Dikkat! Dikkat! Bu tabloya bakarken lütfen önlem alın. Bu azgın kalabalık sizi ezebilir. James Ensor’un, “İsa’nın 1889’da Brüksel’e Girişi” adlı eseri büyük tartışmalar açmıştır. Kitle, maske, din ve ikiyüzlülük, belirsizlik ve daha pek çok kavramı tartışabileceğimiz bir esere bakıyoruz.
biz bir şey söyleyememek için
haykıranlar biz efsunlu yalanların kurbanları biz donakalmanın yolcuları
ey yüce yararsızlık secde edip medet deyip durmadan... durmadan hiçbir yerden hiçbir yere yürüyoruz
***
James Ensor’un, “İsa’nın 1889’da Brüksel’e Girişi / Christ's
Entry into Brussels in 1889” adlı yapıtı salt sanat tarihinde
değil, sosyoloji ve siyaset bilimi gibi alanlarda da en çok
tartışılan sanat nesnelerinden biridir...

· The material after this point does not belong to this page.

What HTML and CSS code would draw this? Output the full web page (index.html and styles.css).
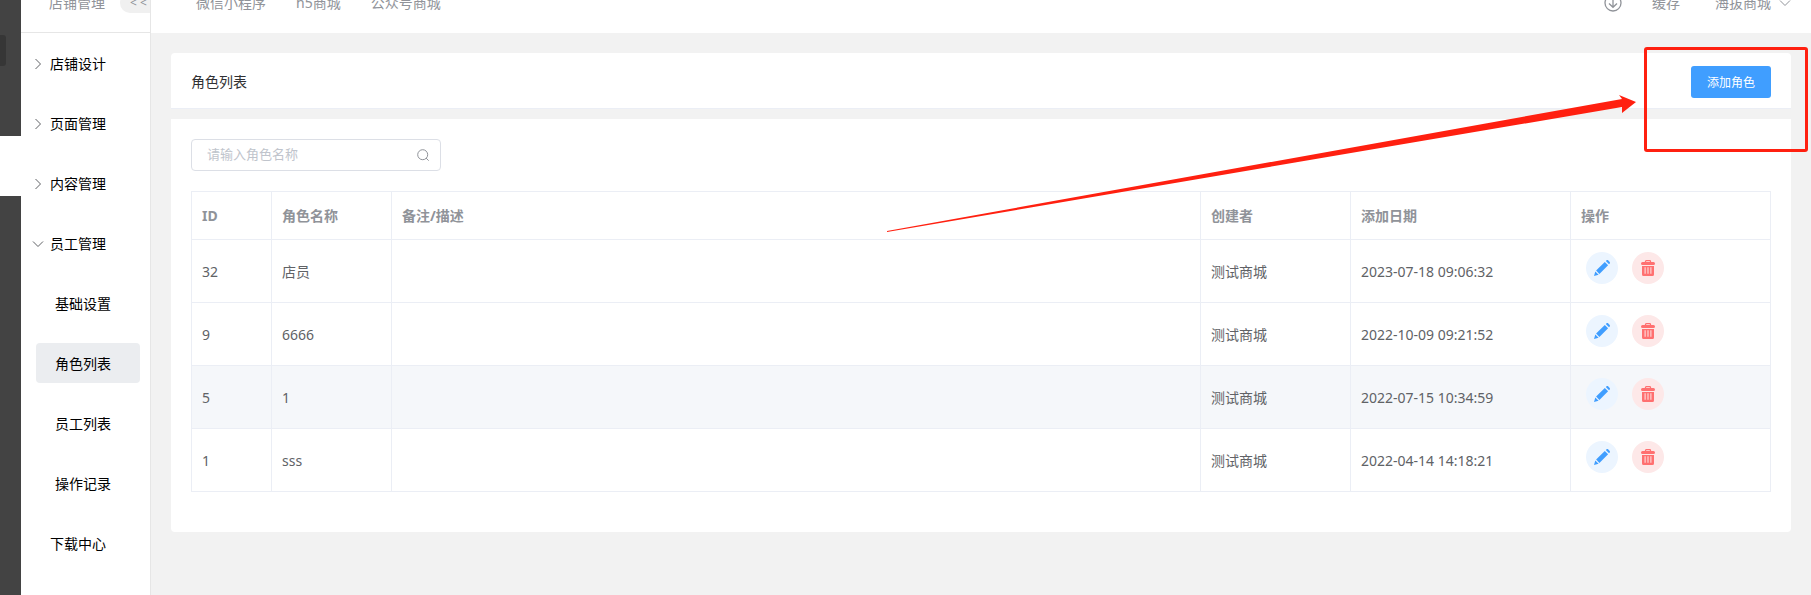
FILE: index.html
```html
<!DOCTYPE html>
<html lang="zh-CN">
<head>
  <meta charset="UTF-8">
  <title>角色列表</title>
  <link rel="stylesheet" href="styles.css">
</head>
<body>
  <svg class="symbols" aria-hidden="true">
    <symbol id="arrow-right" viewBox="0 0 12 12"><path d="M3.500 1l5 5-5 5" fill="none" stroke="currentColor"/></symbol>
    <symbol id="arrow-down" viewBox="0 0 12 12"><path d="M1 3.500l5 5 5-5" fill="none" stroke="currentColor"/></symbol>
    <symbol id="edit" viewBox="0 0 16 16">
      <path d="M10.800 1.900l3.300 3.300-8.700 8.700-3.300-3.300z M11.800 1l.8-.7c.5-.4 1-.4 1.500 0l1.600 1.600c.4.5.4 1 0 1.500l-.7.800z M1.300 11.400l3.300 3.300-4.600 1.300z" fill="currentColor"/>
    </symbol>
    <symbol id="delete" viewBox="0 0 16 16">
      <path d="M5.500 2.500V1.500q0-.8.800-.8h3.400q.8 0 .8.800v1" fill="none" stroke="currentColor" stroke-width="1.300"/>
      <rect x="1" y="2" width="14" height="3" rx="1.500" fill="currentColor"/>
      <path fill-rule="evenodd" d="M2 6h12v8.500q0 1.500-1.500 1.500h-9q-1.500 0-1.500-1.500z M4.600 7.200v6.500h1V7.200z M7.100 7.200v6.500h.5V7.200z M8.400 7.200v6.500h.5V7.200z M10.400 7.200v6.500h1V7.200z" fill="currentColor"/>
    </symbol>
  </svg>

  <div class="app">
    <div class="rail">
      <div class="rail-tag"></div>
      <div class="rail-active"></div>
    </div>

    <aside class="sidebar">
      <div class="sidebar-head">
        <span>店铺管理</span>
        <button class="collapse" type="button">&lt; &lt;</button>
      </div>
      <nav class="menu">
        <a class="menu-item" href="#"><svg><use href="#arrow-right"/></svg>店铺设计</a>
        <a class="menu-item" href="#"><svg><use href="#arrow-right"/></svg>页面管理</a>
        <a class="menu-item" href="#"><svg><use href="#arrow-right"/></svg>内容管理</a>
        <a class="menu-item" href="#"><svg><use href="#arrow-down"/></svg>员工管理</a>
        <a class="sub-item" href="#">基础设置</a>
        <a class="sub-item active" href="#">角色列表</a>
        <a class="sub-item" href="#">员工列表</a>
        <a class="sub-item" href="#">操作记录</a>
        <a class="menu-item plain" href="#">下载中心</a>
      </nav>
    </aside>

    <div class="main">
      <header class="topbar">
        <nav class="tabs">
          <a href="#">微信小程序</a>
          <a href="#">h5商城</a>
          <a href="#">公众号商城</a>
        </nav>
        <div class="tools">
          <a href="#" aria-label="下载">
            <svg class="download" viewBox="0 0 18 18" fill="none" stroke="currentColor" stroke-width="1.300">
              <circle cx="9" cy="9" r="8"/>
              <path d="M9 4v9M5 9.500l4 3.800 4-3.800"/>
            </svg>
          </a>
          <a class="cache" href="#">缓存</a>
          <a class="user" href="#">海拔商城 <svg><use href="#arrow-down"/></svg></a>
        </div>
      </header>

      <div class="content">
        <div class="card title-card">
          <span>角色列表</span>
          <button class="add" type="button">添加角色</button>
        </div>

        <div class="card list-card">
          <div class="search">
            <input type="text" placeholder="请输入角色名称" aria-label="角色名称">
            <svg viewBox="0 0 12 12" fill="none" stroke="currentColor"><circle cx="5.700" cy="5.700" r="5"/><path d="M9 9l2.700 2.700"/></svg>
          </div>

          <table>
            <colgroup>
              <col class="col-id"><col class="col-name"><col><col class="col-creator"><col class="col-date"><col class="col-action">
            </colgroup>
            <thead>
              <tr><th>ID</th><th>角色名称</th><th>备注/描述</th><th>创建者</th><th>添加日期</th><th>操作</th></tr>
            </thead>
            <tbody>
              <tr>
                <td>32</td><td>店员</td><td></td><td>测试商城</td><td>2023-07-18 09:06:32</td>
                <td class="actions">
                  <div>
                    <button class="edit" type="button" aria-label="编辑"><svg><use href="#edit"/></svg></button>
                    <button class="delete" type="button" aria-label="删除"><svg><use href="#delete"/></svg></button>
                  </div>
                </td>
              </tr>
              <tr>
                <td>9</td><td>6666</td><td></td><td>测试商城</td><td>2022-10-09 09:21:52</td>
                <td class="actions">
                  <div>
                    <button class="edit" type="button" aria-label="编辑"><svg><use href="#edit"/></svg></button>
                    <button class="delete" type="button" aria-label="删除"><svg><use href="#delete"/></svg></button>
                  </div>
                </td>
              </tr>
              <tr class="hover">
                <td>5</td><td>1</td><td></td><td>测试商城</td><td>2022-07-15 10:34:59</td>
                <td class="actions">
                  <div>
                    <button class="edit" type="button" aria-label="编辑"><svg><use href="#edit"/></svg></button>
                    <button class="delete" type="button" aria-label="删除"><svg><use href="#delete"/></svg></button>
                  </div>
                </td>
              </tr>
              <tr>
                <td>1</td><td>sss</td><td></td><td>测试商城</td><td>2022-04-14 14:18:21</td>
                <td class="actions">
                  <div>
                    <button class="edit" type="button" aria-label="编辑"><svg><use href="#edit"/></svg></button>
                    <button class="delete" type="button" aria-label="删除"><svg><use href="#delete"/></svg></button>
                  </div>
                </td>
              </tr>
            </tbody>
          </table>
        </div>
      </div>
    </div>

    <!-- guide marks over the add button -->
    <div class="mark-box"></div>
    <svg class="mark-arrow" viewBox="0 0 749 138" aria-hidden="true">
      <path d="M0 136L735 4l-3-4 17 7-14 11v-6L0 137z" fill="#ff2010"/>
    </svg>
  </div>
</body>
</html>
```
FILE: styles.css
```css
* {
  box-sizing: border-box;
}

body {
  margin: 0;
  overflow: hidden;
  background: #f2f2f2;
  font-family: "Noto Sans", "Noto Sans CJK SC", sans-serif;
  font-size: 14px;
  line-height: 20px;
  color: #303133;
}

a {
  color: inherit;
  text-decoration: none;
}

button {
  border: none;
  padding: 0;
  font-family: inherit;
  cursor: pointer;
}

svg {
  display: block;
  flex: none;
}

.symbols {
  display: none;
}

/* the page sits scrolled a little under the top edge */
.app {
  position: relative;
  display: flex;
  min-height: calc(100vh + 27px);
  margin-top: -27px;
}

/* left rail */
.rail {
  flex: none;
  width: 21px;
  padding-top: 62px;
  background: #434343;
}

.rail-tag {
  width: 6px;
  height: 31px;
  border-radius: 0 3px 3px 0;
  background: #363636;
}

.rail-active {
  height: 60px;
  margin-top: 70px;
  background: #fff;
}

/* sidebar */
.sidebar {
  flex: none;
  width: 130px;
  border-right: 1px solid #e6e6e6;
  background: #fff;
  color: #000;
  overflow: hidden;
}

.sidebar-head {
  display: flex;
  align-items: center;
  gap: 15px;
  height: 60px;
  padding-left: 28px;
  border-bottom: 1px solid #e6e6e6;
  color: #909399;
  white-space: nowrap;
}

.collapse {
  flex: none;
  width: 40px;
  height: 20px;
  padding-left: 10px;
  border-radius: 10px;
  background: #f0f0f0;
  color: #909399;
  font-size: 12px;
  text-align: left;
}

.menu {
  display: flow-root;
}

.menu-item {
  display: flex;
  align-items: center;
  gap: 6px;
  height: 60px;
  padding: 2px 0 0 11px;
}

.menu-item.plain {
  padding-left: 29px;
}

.menu-item svg {
  width: 12px;
  height: 12px;
  color: #606266;
}

.sub-item {
  display: block;
  margin: 10px 10px 10px 15px;
  padding: 11px 19px 9px;
  border-radius: 4px;
}

.sub-item + .sub-item {
  margin-top: 20px;
}

.sub-item.active {
  background: #ebedf0;
}

/* top bar */
.main {
  flex: 1;
  min-width: 0;
}

.topbar {
  display: flex;
  align-items: center;
  justify-content: space-between;
  height: 60px;
  padding: 0 20px 0 45px;
  background: #fff;
  color: #909399;
}

.tabs {
  display: flex;
  gap: 30px;
}

.tools {
  display: flex;
  align-items: center;
}

.download {
  width: 18px;
  height: 18px;
}

.cache {
  margin: 0 35px 0 30px;
}

.user {
  display: flex;
  align-items: center;
  gap: 8px;
}

.user svg {
  width: 12px;
  height: 12px;
}

/* content */
.content {
  padding: 20px;
}

.card {
  background: #fff;
}

.title-card {
  display: flex;
  align-items: center;
  justify-content: space-between;
  margin-bottom: 10px;
  padding: 13px 20px 10px;
  border-bottom: 1px solid #ebeef5;
  border-radius: 4px 4px 0 0;
}

.add {
  width: 80px;
  height: 32px;
  border-radius: 3px;
  background: #409eff;
  color: #fff;
  font-size: 12px;
}

.list-card {
  padding: 20px 20px 40px;
  border-radius: 0 0 4px 4px;
}

.search {
  display: flex;
  align-items: center;
  width: 250px;
  height: 32px;
  margin-bottom: 20px;
  padding: 0 11px 0 15px;
  border: 1px solid #dcdfe6;
  border-radius: 4px;
}

.search input {
  flex: 1;
  min-width: 0;
  padding: 0 0 2px;
  border: none;
  outline: none;
  font-family: inherit;
  font-size: 13px;
}

.search input::placeholder {
  color: #c0c4cc;
}

.search svg {
  width: 12px;
  height: 12px;
  color: #909399;
}

/* table */
table {
  width: 100%;
  table-layout: fixed;
  border-collapse: separate;
  border-spacing: 0;
  border-top: 1px solid #ebeef5;
  border-left: 1px solid #ebeef5;
  color: #606266;
}

.col-id {
  width: 80px;
}

.col-name {
  width: 120px;
}

.col-creator {
  width: 150px;
}

.col-date {
  width: 220px;
}

.col-action {
  width: 200px;
}

th,
td {
  height: 63px;
  padding: 2px 10px 0;
  border-right: 1px solid #ebeef5;
  border-bottom: 1px solid #ebeef5;
  text-align: left;
}

th {
  height: 48px;
  padding-top: 0;
  color: #909399;
}

tr.hover td {
  background: #f5f7fa;
}

td.actions {
  padding: 12px 15px 18px;
}

.actions div {
  display: flex;
  gap: 14px;
}

.actions button {
  display: flex;
  align-items: center;
  justify-content: center;
  width: 32px;
  height: 32px;
  border-radius: 50%;
}

.actions svg {
  width: 16px;
  height: 16px;
}

.edit {
  background: #ecf5ff;
  color: #409eff;
}

.delete {
  background: #fde8e8;
  color: #ff7070;
}

/* guide marks */
.mark-box {
  position: absolute;
  top: 74px;
  right: 3px;
  width: 164px;
  height: 105px;
  border: 3px solid #ff2010;
  border-radius: 3px;
}

.mark-arrow {
  position: absolute;
  top: 122px;
  right: 175px;
  width: 749px;
  height: 138px;
  pointer-events: none;
}
```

Büyük bir derstir. Çok boyutludur...
Kendi meselesine, kendi gündemine, ilkelerine değil de
karşıtının yönlendirdiği meselelere serkeşçe koşuşturan solcuları
da okursunuz; kör bataklıklardaki kutsallığa tutunmaktan başka çare
bulamayanı da...
İsa’nın 1889’da Brüksel’e Girişi, 1888’de
yapıldı. Ensor’un, “Benim tablom bittikten sonra, 1889’da İsa hiç
uğramadığı bu ülkeye ayak basacak” gibi bir mesaj verdiği
düşünülüyor.
***
Her kitle için, bir düşman gerekir. Bu düşman, bütün
isteklerden, özlemlerden, yapılabileceklerden daha büyüktür.
Düşmanın kim olduğunun bir önemi yok. Kötü ya da iyi, ılımlı,
sempatik, mert ya da sert olabilir. Sahiden var olması da hiç
doğmamış olması da mühim değil... Yeter ki kitlede, onun zulmüne
uğradığı duygusu yaratılsın. Yeter ki taşlanacak bir “Şeytan”
zihinlere yerleşebilsin... Bunun doğurduğu korkulu asabiyet
insanları toplar. Haykırışların, gösterilerin, gösterişlerin doğum
ve devam nedeni olur...
***
Gelin görün ki benim Elias Canetti’nin o harikulade eseri
Kitle Ve İktidar’dan yararlanarak bu söylediklerimi Ensor
hem doğruluyor hem de tarumar ediyor. Doğruluyor; çünkü tablodaki
her pankartın bir “düşmanı” var. Fakat bazı karışıklıklar var.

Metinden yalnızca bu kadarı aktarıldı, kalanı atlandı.